For a comedian like Kathy Griffin, whose humor relies on a particularly acerbic world view, that makes a comedy tour in Iraq a delicate proposition. How do you entertain the troops when they might not appreciate your celebrity-skewering shtick? And how do you shift into do-gooder mode when reality TV portrays you as unpleasantly self-centered?

That is, after all, the big flaw in the Bravo series ``Kathy Griffin: My Life on the D-List." It's hard to be self-deprecating and self-aggrandizing at the same time, and Griffin seldom strikes the balance. Still, the ``Iraq Tour" episode, which airs tonight at 9, is a worthy endeavor -- if only because shows like this, with current events as a backdrop, often get to the truth as effectively as the most earnest news reports.

One can, for instance, glean the danger in Iraq from the throwaway details: When Griffin's military plane prepares to land in Tikrit, the pilot announces they're going to drop from 23,000 feet to ground-level in seven minutes.

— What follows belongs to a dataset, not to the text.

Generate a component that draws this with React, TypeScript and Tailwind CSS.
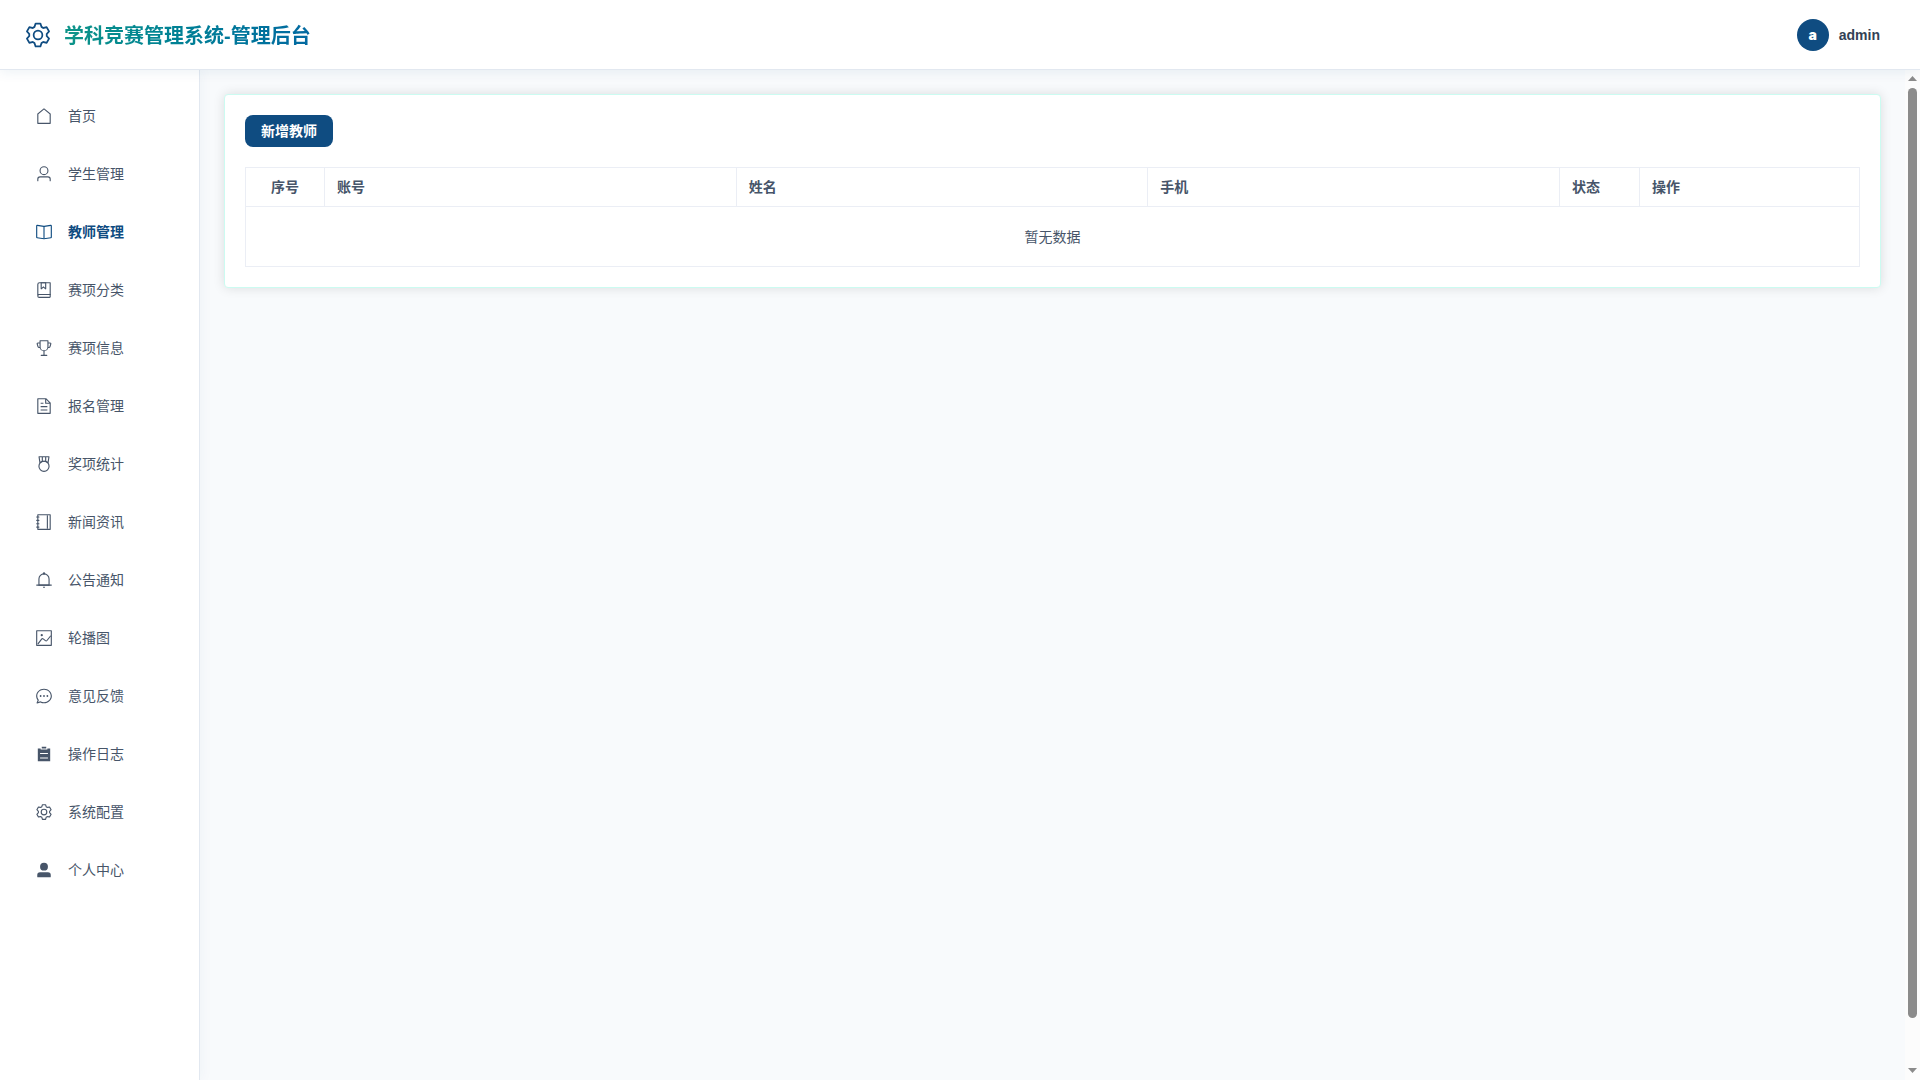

There is also, it seems, the fact that Griffin is here at all; entertainment-starved troops really are down to the D-list, judging from the blank looks Griffin gets from by some soldiers in Kuwait.

Griffin is, indeed, an odd choice for war duty, not least because a big chunk of her natural fan base is technically forbidden from military service. (She acknowledges this herself, onstage in Tikrit: ``Sometimes when I do shows, I'll just come out and say, `Where my gays at?' But not tonight.") Griffin may be here because she cares. She may be here because it's fodder for her Bravo show. But, hey, at least she's here.

And it turns out there's something appealingly human about a comic who -- to cop a sorry pun -- is perilously close to bombing. We watch Griffin falter in Kuwait, fret about her audience reaction, and alter her material. She seems to score best when she and her costars, Michael McDonald of ``Mad TV" and Karri Turner from the defunct ``JAG," revert to their Groundlings improv days.

The glimpse we see is raucous, profane, and very funny, and the troops' reaction seems to shift from shock to awe. Afterward, one private declares it ``highly inappropriate and hilarious. It was exactly what the soldiers needed."

The private goes on to offer the best argument for why war entertainment is important, and patriotic. She lost a good friend two days earlier. She hasn't slept in two days. A two-hour comedy show was her first and best escape. It's tough to be cynical about that.